In 2010, the Common Core State Standards Initiative advised all school districts in the United States on what they should teach at each grade level. Strikingly, the new standards pay scant attention to handwriting. In fact, the only time handwriting appears is in kindergarten and first grade, when students are “expected to be able to write legibly.” Instead, the Common Core State Standards Initiative focuses more heavily on typing standards: by the end of fourth grade, students should “demonstrate sufficient command of keyboarding skills to type a minimum of one page in a single sitting.”1 Many school districts were taken aback by the lack of printing and cursive standards, and some rejected them. Since states are allowed to expand on the standards, some have put handwriting back in. In a recent example, New Hampshire lobbied that cursive should be put back into the curriculum using conservative rhetoric, arguing cursive is as important as reciting the Pledge of Allegiance each day. A Catholic school advertises for students by describing its advantages over public schools: a dress code, teaching of moral values, and cursive writing.2
Our concerns over handwriting tell us as much about us as they do about technology. We are all, like Ellie, living through a transitional moment. Although we may disagree on the merits and demerits of cursive instruction, few would argue that we are writing less than we were a generation ago. If anything, we are in a golden age of writing: Most Americans write hundreds if not thousands more words a day than they did ten or twenty years ago. We have supplanted much talking and phone calling with texting, e-mailing, and social media. One of the most surprising aspects of the digital revolution, in fact, is how very text based it has been. As we keep writing more on different surfaces, we create new methods of making letters: We press our fingers onto glass, we swipe across touch screens, and we talk to Siri, dictating our words to a digital scribe, just as Socrates, Caesar, the popes, royals, and novelists of the past did. The pace of change (with the exception of our stubborn commitment to the QWERTY keyboard) has been so rapid, it is easy to forget how quickly and sweepingly we have changed.
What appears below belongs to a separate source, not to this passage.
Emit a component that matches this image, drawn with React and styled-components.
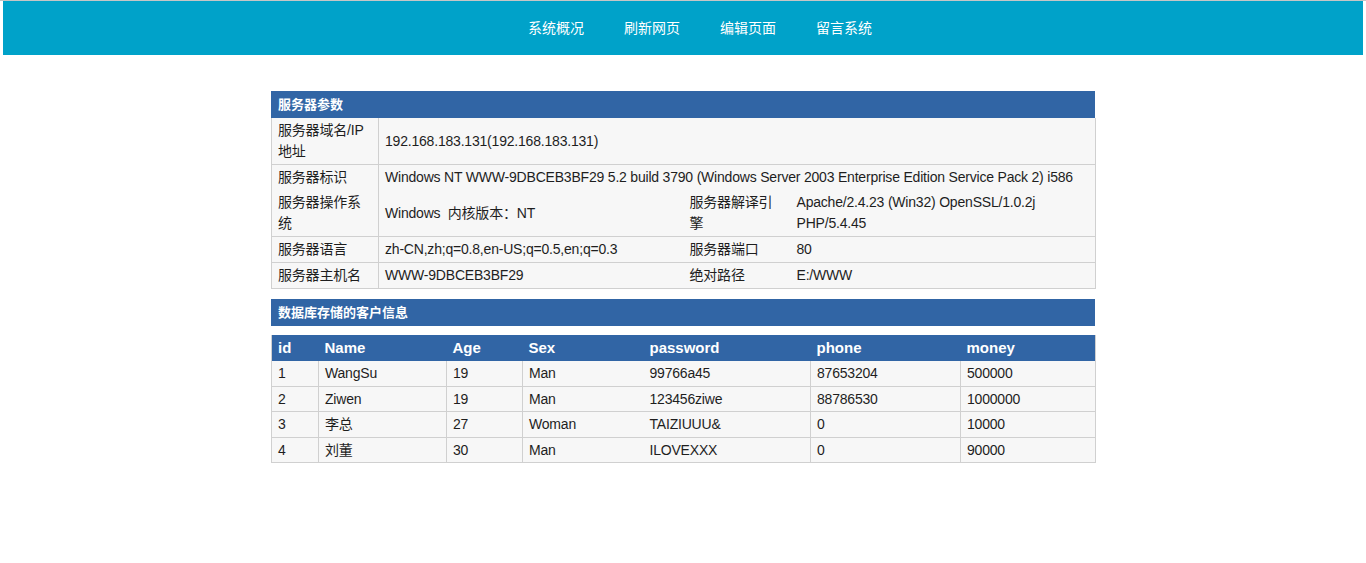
import styled, { createGlobalStyle } from 'styled-components'

const GlobalStyle = createGlobalStyle`
  html, body {
    margin: 0;
    padding: 0;
    background: #fff;
  }
  body {
    border-top: 1px solid #c6c6c6;
    font-family: "Liberation Sans", "Noto Sans CJK SC", sans-serif;
    font-size: 14px;
    color: #1e1e1e;
  }
`

const Page = styled.div`
  padding: 0 3px;
`

const TopBar = styled.header`
  height: 54px;
  background: #00a2c9;
  display: flex;
  align-items: center;
  justify-content: center;
  padding-left: 34px;
`

const NavItem = styled.a`
  color: #fff;
  font-size: 14px;
  text-decoration: none;
  margin: 0 20px;
  line-height: 20px;
`

const Main = styled.main`
  width: 824px;
  margin: 36px auto 0;
`

const TitleBar = styled.div`
  background: #3165a5;
  color: #fff;
  font-weight: bold;
  font-size: 13px;
  height: 27px;
  line-height: 27px;
  padding-left: 7px;
  margin-bottom: ${(p) => p.gap || 0}px;
`

const Table = styled.table`
  width: 100%;
  border-collapse: collapse;
  table-layout: fixed;
  border: 1px solid #d0d0d0;
  border-top: none;
  margin-bottom: 10px;
`

const Row = styled.tr`
  border-bottom: ${(p) => (p.open ? 'none' : '1px solid #d0d0d0')};
`

const Cell = styled.td`
  background: #f7f7f7;
  padding: 2px 6px;
  line-height: ${(p) => (p.compact ? 20.6 : 21)}px;
  letter-spacing: -0.2px;
  vertical-align: middle;
  border-right: ${(p) => (p.line ? '1px solid #d0d0d0' : 'none')};
`

const Head = styled.th`
  background: #3165a5;
  color: #fff;
  font-weight: bold;
  font-size: 15px;
  text-align: left;
  padding: 2px 6px;
  line-height: 22px;
`

const navItems = ['系统概况', '刷新网页', '编辑页面', '留言系统']

const columns = [
  { key: 'id', width: 47, line: true },
  { key: 'Name', width: 128, line: true },
  { key: 'Age', width: 76, line: true },
  { key: 'Sex', width: 121, line: false },
  { key: 'password', width: 167, line: true },
  { key: 'phone', width: 150, line: true },
  { key: 'money', width: 135, line: false },
]

const customers = [
  ['1', 'WangSu', '19', 'Man', '99766a45', '87653204', '500000'],
  ['2', 'Ziwen', '19', 'Man', '123456ziwe', '88786530', '1000000'],
  ['3', '李总', '27', 'Woman', 'TAIZIUUU&', '0', '10000'],
  ['4', '刘董', '30', 'Man', 'ILOVEXXX', '0', '90000'],
]

export default function App() {
  return (
    <Page>
      <GlobalStyle />
      <TopBar>
        {navItems.map((item) => (
          <NavItem key={item} href="#">{item}</NavItem>
        ))}
      </TopBar>

      <Main>
        <TitleBar>服务器参数</TitleBar>
        <Table>
          <colgroup>
            <col style={{ width: 107 }} />
            <col style={{ width: 305 }} />
            <col style={{ width: 107 }} />
            <col style={{ width: 305 }} />
          </colgroup>
          <tbody>
            <Row>
              <Cell line>服务器域名/IP地址</Cell>
              <Cell colSpan={3}>192.168.183.131(192.168.183.131)</Cell>
            </Row>
            <Row open>
              <Cell line>服务器标识</Cell>
              <Cell colSpan={3}>
                Windows NT WWW-9DBCEB3BF29 5.2 build 3790 (Windows Server 2003 Enterprise Edition Service Pack 2) i586
              </Cell>
            </Row>
            <Row>
              <Cell line>服务器操作系统</Cell>
              <Cell>Windows&nbsp; 内核版本：NT</Cell>
              <Cell>服务器解译引擎</Cell>
              <Cell>Apache/2.4.23 (Win32) OpenSSL/1.0.2j PHP/5.4.45</Cell>
            </Row>
            <Row>
              <Cell line>服务器语言</Cell>
              <Cell>zh-CN,zh;q=0.8,en-US;q=0.5,en;q=0.3</Cell>
              <Cell>服务器端口</Cell>
              <Cell>80</Cell>
            </Row>
            <Row>
              <Cell line>服务器主机名</Cell>
              <Cell>WWW-9DBCEB3BF29</Cell>
              <Cell>绝对路径</Cell>
              <Cell>E:/WWW</Cell>
            </Row>
          </tbody>
        </Table>

        <TitleBar gap={9}>数据库存储的客户信息</TitleBar>
        <Table>
          <colgroup>
            {columns.map((c) => (
              <col key={c.key} style={{ width: c.width }} />
            ))}
          </colgroup>
          <thead>
            <tr>
              {columns.map((c) => (
                <Head key={c.key}>{c.key}</Head>
              ))}
            </tr>
          </thead>
          <tbody>
            {customers.map((row) => (
              <Row key={row[0]}>
                {row.map((v, i) => (
                  <Cell key={i} compact line={columns[i].line}>{v}</Cell>
                ))}
              </Row>
            ))}
          </tbody>
        </Table>
      </Main>
    </Page>
  )
}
If the history recounted here repeats itself, there will be less heterogeneity soon; keyboarding—perhaps done by swiping instead of pressing—will become ubiquitous in American elementary classrooms, and we will develop new cultural, emotional, and individual associations with the rhythm and look and feel of pressing letters, ones that we may then impart to our children when they learn to write. Meanwhile, handwriting will shift in meaning yet again. Preserving handwriting’s artistic aspects, be it through calligraphy or mastering comic-book lettering, is worthy. In schools, we might transition to teaching handwriting in art class or specifically as a fine motor skill, and encourage calligraphers as we do letterpress printers and stained glass window makers. These arts have a life beyond nostalgia.
Not for a long time will handwriting cease to be taught at all—for us to have the interview with the “last handwriter” as we do today with the last living speakers of some languages. By 1600 B.C.E. all Sumerian speakers had died, but people did not stop writing Sumerian for another thousand years, until 600 B.C.E. Even the revolutionary Greeks spent four hundred years doing little with writing, preferring their oral culture. The shift away from handwriting will bring about losses. But those losses will also give rise to changes—in accessibility, in democratization, in advantages unimaginable to us now—that should be celebrated.